FIGS. 1A to 1E are cross sectional views illustrating a prior art method of manufacturing a conventional MOS transistor. Referring to FIG. 1A, an active region where a MOS transistor is to be formed is defined by forming isolation layers 110 in a p-type semiconductor substrate 100. Next, a gate insulating pattern 120 and a gate 130 are sequentially formed on the active region of the substrate 100. The active region under the gate 130 serves as a channel region.
Referring to FIG. 1B, in order to reduce the short channel effect, a first ion implanting process is performed to form halo impurity regions 141 in a vicinity of the channel region under the gate 130. The halo impurity regions 141 are formed in the first ion implanting process by implanting p-type impurities in a tilted direction (the directions of the arrows in FIG. 1B) with respect to the substrate 100.

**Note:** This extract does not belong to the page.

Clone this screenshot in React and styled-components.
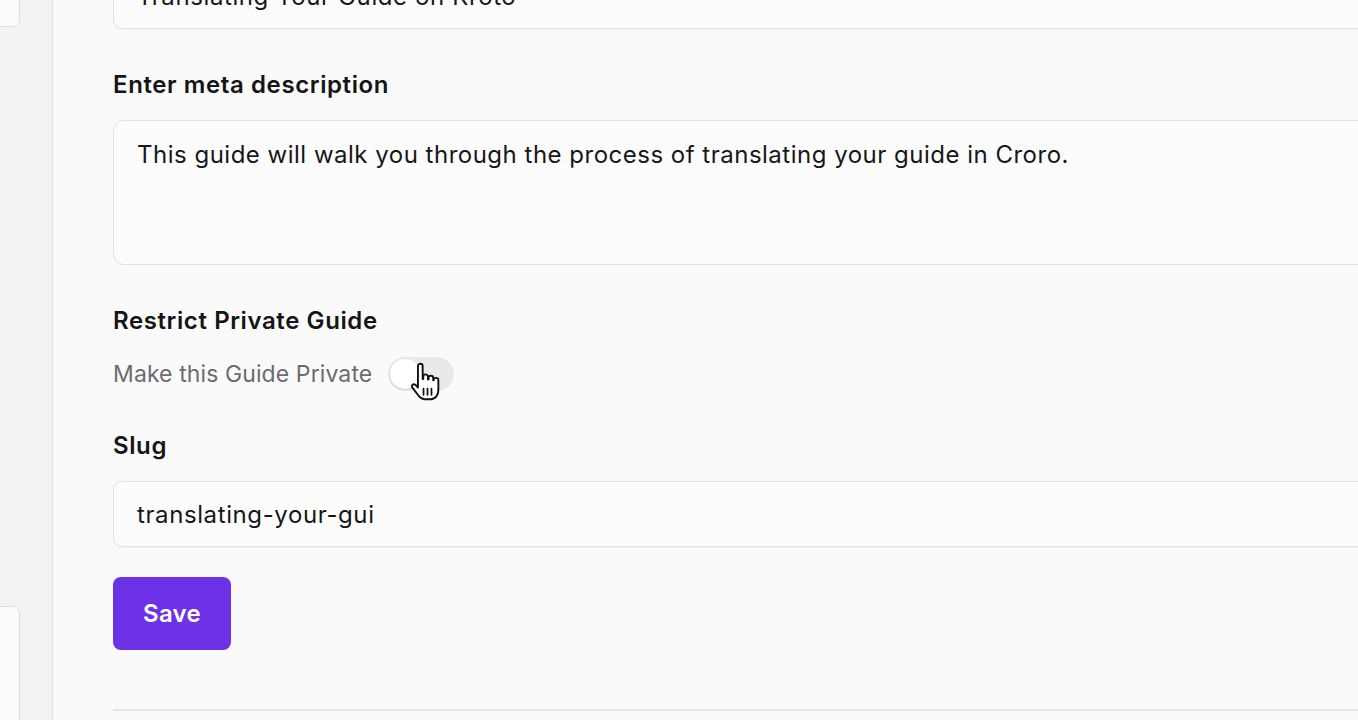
import React from "react";
import styled, { createGlobalStyle } from "styled-components";

const Global = createGlobalStyle`
  html, body { margin: 0; padding: 0; height: 720px; overflow: hidden; }
  body { font-family: Inter, "Noto Sans", "Liberation Sans", sans-serif; background: #fafafb; }
  #root { height: 720px; }
`;

const Page = styled.div`
  display: flex;
  height: 720px;
  width: 1358px;
  overflow: hidden;
`;

const Sidebar = styled.aside`
  flex: 0 0 52px;
  background: #f3f3f6;
  border-right: 1px solid #e3e3e7;
  display: flex;
  flex-direction: column;
  overflow: hidden;
`;

const SideCard = styled.div`
  width: 60px;
  margin-left: -40px;
  background: #fbfbfc;
  border: 1px solid #dedee2;
  border-radius: 7px;
  box-sizing: border-box;
  ${(p) => (p.$top ? "height: 47px; margin-top: -20px;" : "height: 134px; margin-top: auto; margin-bottom: -20px; padding-top: 80px;")}
`;

const SideInner = styled.div`
  width: 40px;
  height: 80px;
  margin-left: -20px;
  background: #fcfcfd;
  border: 1px solid #dedee2;
  border-radius: 6px;
  box-sizing: border-box;
`;

const Main = styled.main`
  flex: 1;
  overflow: hidden;
  padding-left: 60px;
`;

const Content = styled.div`
  width: 1320px;
  margin-top: -37px;
  display: flex;
  flex-direction: column;
`;

const TextInput = styled.input`
  height: 66px;
  box-sizing: border-box;
  border: 1px solid #e2e2e6;
  border-radius: 9px;
  background: #fcfcfd;
  padding: 0 23px;
  font-family: inherit;
  font-size: 24px;
  letter-spacing: 0.6px;
  color: #171717;
  outline: none;
  box-shadow: 0 1px 1px rgba(0, 0, 0, 0.03);
  margin-bottom: ${(p) => p.$mb || 0}px;
`;

const TextArea = styled.textarea`
  height: 145px;
  box-sizing: border-box;
  border: 1px solid #e2e2e6;
  border-radius: 11px;
  background: #fcfcfd;
  padding: 18px 23px;
  font-family: inherit;
  font-size: 24px;
  letter-spacing: 0.5px;
  line-height: 32px;
  color: #171717;
  resize: none;
  outline: none;
  margin-bottom: 41px;
`;

const Label = styled.label`
  font-size: 24px;
  letter-spacing: 0.6px;
  line-height: 30px;
  font-weight: 600;
  color: #151515;
  margin-bottom: ${(p) => p.$mb}px;
`;

const ToggleRow = styled.div`
  display: flex;
  align-items: center;
  gap: 16px;
  height: 36px;
  margin-bottom: 39px;
`;

const ToggleText = styled.span`
  font-size: 23px;
  letter-spacing: 0.1px;
  color: #6b6b70;
`;

const ToggleWrap = styled.div`
  position: relative;
  width: 66px;
  height: 34px;
`;

const Track = styled.div`
  width: 66px;
  height: 34px;
  border-radius: 17px;
  background: #e9e9ec;
  box-sizing: border-box;
  padding: 2px;
`;

const Knob = styled.div`
  width: 30px;
  height: 30px;
  border-radius: 50%;
  background: #fff;
  box-shadow: 0 1px 2px rgba(0, 0, 0, 0.12);
`;

const Cursor = styled.svg`
  position: absolute;
  left: 16px;
  top: 3px;
  width: 47px;
  height: 47px;
`;

const SaveButton = styled.button`
  width: 118px;
  height: 73px;
  border: none;
  border-radius: 8px;
  background: #6d31e8;
  color: #fff;
  font-family: inherit;
  font-size: 24px;
  letter-spacing: 0.3px;
  font-weight: 600;
  margin-bottom: 59px;
  cursor: pointer;
`;

const Divider = styled.hr`
  width: 100%;
  margin: 0;
  border: none;
  border-top: 2px solid #e6e6e9;
`;

function HandCursor() {
  return (
    <Cursor viewBox="0 0 32 32">
      <path
        d="M9.5 4.2a1.6 1.6 0 0 1 3.2 0V13h.4v-1.6a1.6 1.6 0 0 1 3.2 0V13.2h.4v-.9a1.6 1.6 0 0 1 3.2 0v1.5h.3a1.6 1.6 0 0 1 3.2 0V20.5c0 3.2-2 6.2-5.2 6.2h-4.2c-2 0-3.1-.9-4.2-2.5L5.6 18.6c-.9-1.3.8-2.8 2-1.8L9.5 18.7Z"
        fill="#fff"
        stroke="#111"
        strokeWidth="1.3"
        strokeLinejoin="round"
      />
      <path d="M13.3 19.5v4.2M16 19.5v4.2M18.7 19.5v4.2" stroke="#111" strokeWidth="1.2" strokeLinecap="round" />
    </Cursor>
  );
}

export default function App() {
  return (
    <Page>
      <Global />
      <Sidebar>
        <SideCard $top />
        <SideCard>
          <SideInner />
        </SideCard>
      </Sidebar>
      <Main>
        <Content>
          <TextInput readOnly defaultValue="Translating Your Guide on Kroto" $mb={41} />
          <Label $mb={20}>Enter meta description</Label>
          <TextArea
            readOnly
            defaultValue="This guide will walk you through the process of translating your guide in Croro."
          />
          <Label $mb={20}>Restrict Private Guide</Label>
          <ToggleRow>
            <ToggleText>Make this Guide Private</ToggleText>
            <ToggleWrap>
              <Track>
                <Knob />
              </Track>
              <HandCursor />
            </ToggleWrap>
          </ToggleRow>
          <Label $mb={20}>Slug</Label>
          <TextInput readOnly defaultValue="translating-your-gui" $mb={30} />
          <div>
            <SaveButton>Save</SaveButton>
          </div>
          <Divider />
        </Content>
      </Main>
    </Page>
  );
}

Referring to FIG. 1C, a second ion implanting process is performed to form source/drain extension regions 142, (i.e., lightly doped drain (LDD) regions) within the substrate 100 on opposite sides of the gate 130. The second ion implanting process is performed by implanting lightly doped n-type impurities in a vertical direction (the direction of the arrows in FIG. 1C) with respect to the substrate 100. In some cases, the second ion implanting process may be performed prior to the first ion implanting process. In addition, although not shown in the figure, an oxide layer may be formed as an ion implanting buffer layer on the surface of the substrate 100 prior to the second ion implanting process.
Referring to FIG. 1D, gate spacers 150 are formed on opposite side walls of the gate 130. Next, a third ion implanting process is performed to form source/drain regions 143 within the substrate 100 at opposite sides of the spacers 150 by implanting heavily doped n-type impurities in the vertical direction (the direction of the arrows in FIG. 1D) with respect to the substrate 100.

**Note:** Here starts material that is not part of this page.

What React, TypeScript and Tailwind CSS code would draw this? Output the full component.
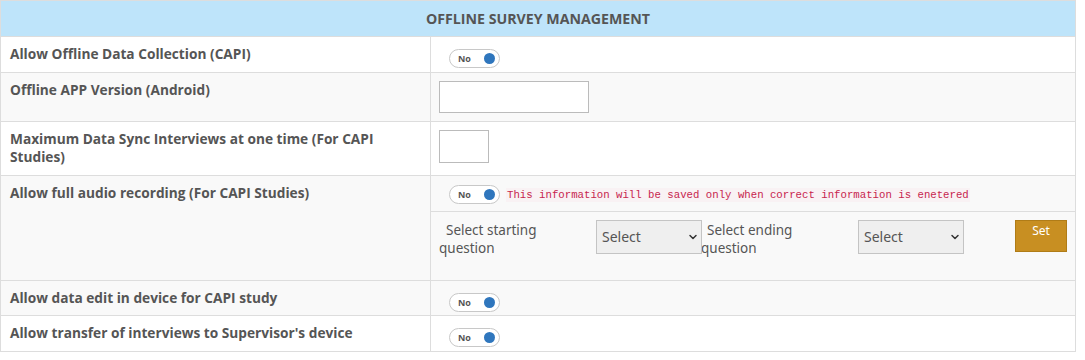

Referring to FIG. 1E, a silicide process is then performed to form metal silicide layers 160 on the source/drain regions 143 and the gate 130.

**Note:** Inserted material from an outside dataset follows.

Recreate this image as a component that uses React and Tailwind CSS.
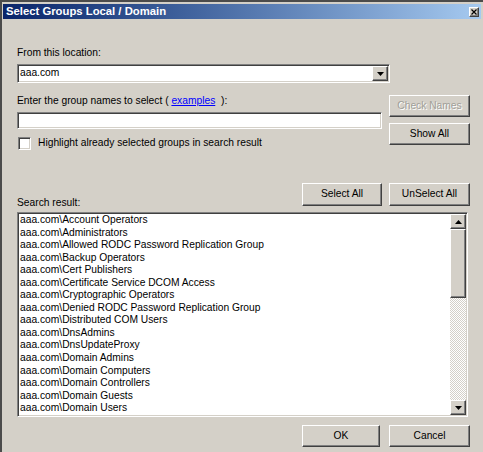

In a conventional MOS transistor, (e.g., a transistor used as a logic device), the junction capacitance between the halo impurity regions 141 and the source/drain extension regions 142 reduces the switching speed. However, the junction capacitance cannot be completely removed due to the structural characteristics of the device. Therefore, there is a demand for reducing the junction capacitance as much as possible.